The most important email you’ll ever send hasn’t changed, it’s still the Welcome Letter.  Whether you are offering a service, selling retail or running a nonprofit organization, the goals are all the same.  Increase the customer, client or member base and keep them happy and interested.

You want to increase that number with people who ideally are invested in your business, service or cause.  To keep these folks invested, it seems one would have to take time to cultivate and maintain their interest, even after they hired you, purchased that dress or donated their time and money.  It’s worth the time and effort to do this because happy, invested  folks act as your agents, speak about you to their friends and family, which will ultimately grow your list.

Unfortunately, few businesses and organizations take the time to develop a relationship with their new list member right after the new subscriber purchases, hires or  donates. What  the business  should do, and I have written about this before, is welcome those folks with open arms, or in the digital sense, with a personalized inspirational Welcome Letter.

Saying Welcome to your new list member and telling them what they can expect from future emails, may not be enough.  You want to grow this relationship, so start by telling them that you really appreciate their interest and list subscription.   Make them excited that they joined  so they look forward to your next correspondence.

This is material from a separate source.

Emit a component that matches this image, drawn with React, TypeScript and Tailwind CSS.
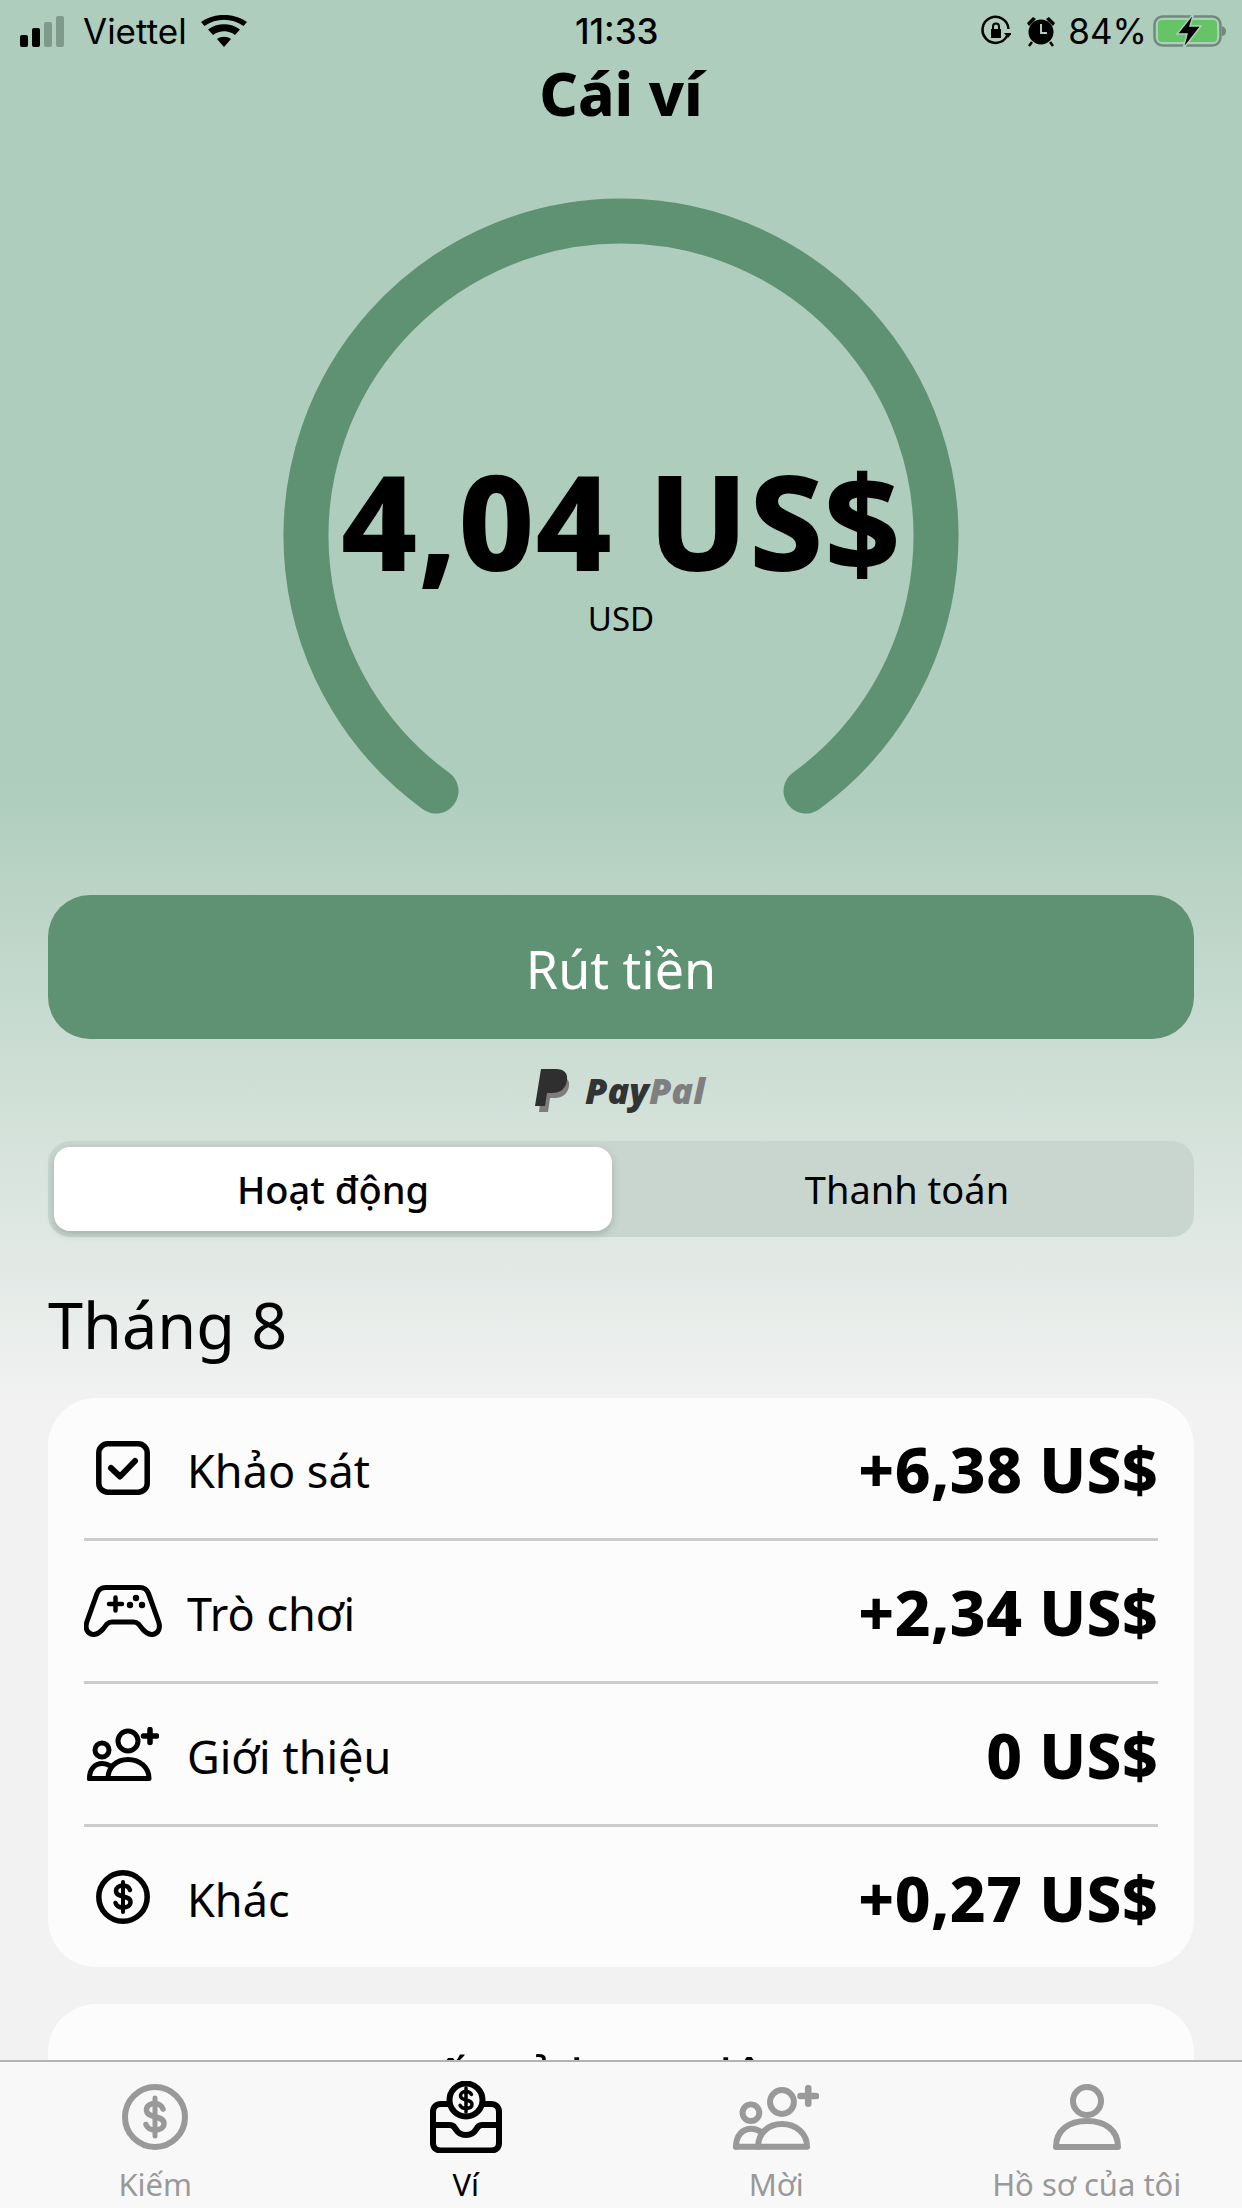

The Basics: There are three reasons to send a Welcome Letter:

  1. Acknowledge their new membership
  2. To thank your new member for joining
  3. Set their future expectations by explaining the purpose of your email list

How the Welcome Letter is executed is just as important as sending the Welcome Letter.  Make them feel comfortable with their decision by writing a Welcome Letter with positive attitude and language and give them:

  1. A genuine warm, heartfelt Thank You and what they could look forward to
  2. The reason that they made a great decision and why
  3. Details on their purchase or contribution
  4. Useful information and features of interest
Welcome to Pug World

Welcome to Pug World

The Welcome Letter

Decisions, decisions: which email format will be well received by your new subscriber?  Is Mobile or Html the way to go, or should you considering emailing in plain text, which can be perceived as being more friendly and personable to some recipients.   To decide on the format, consider this:

  1. Are you trying to build familiarly with your brand or are you communicating on a personal level with a new list member who joined to support your charity? Where a colorful HTML email that would work in one situation may not work in another.  Whatever you decide to use, allow your subscriber to express their preferences, with a link to their profile page.
  2. Consider using a person’s name in the From Address. Which, do you think, looks more personable; receiving an email from  ZYDcharity@lists.com or Judy@zydcharity.org.
  3. Do you under-use the word you? Your newsletter is for them, not you. So take “you” out of the equation and write to them. Limit the use of the word, “I”, or remove it altogether from your message.
  4. Your Welcome Letter is not a novel. You probably have a lot to say, but most people do not want to invest a lot of time reading one message. Keep it short, simple and get to the point.  Add website and social links to your letter: your recipient may want to know where else they can find you.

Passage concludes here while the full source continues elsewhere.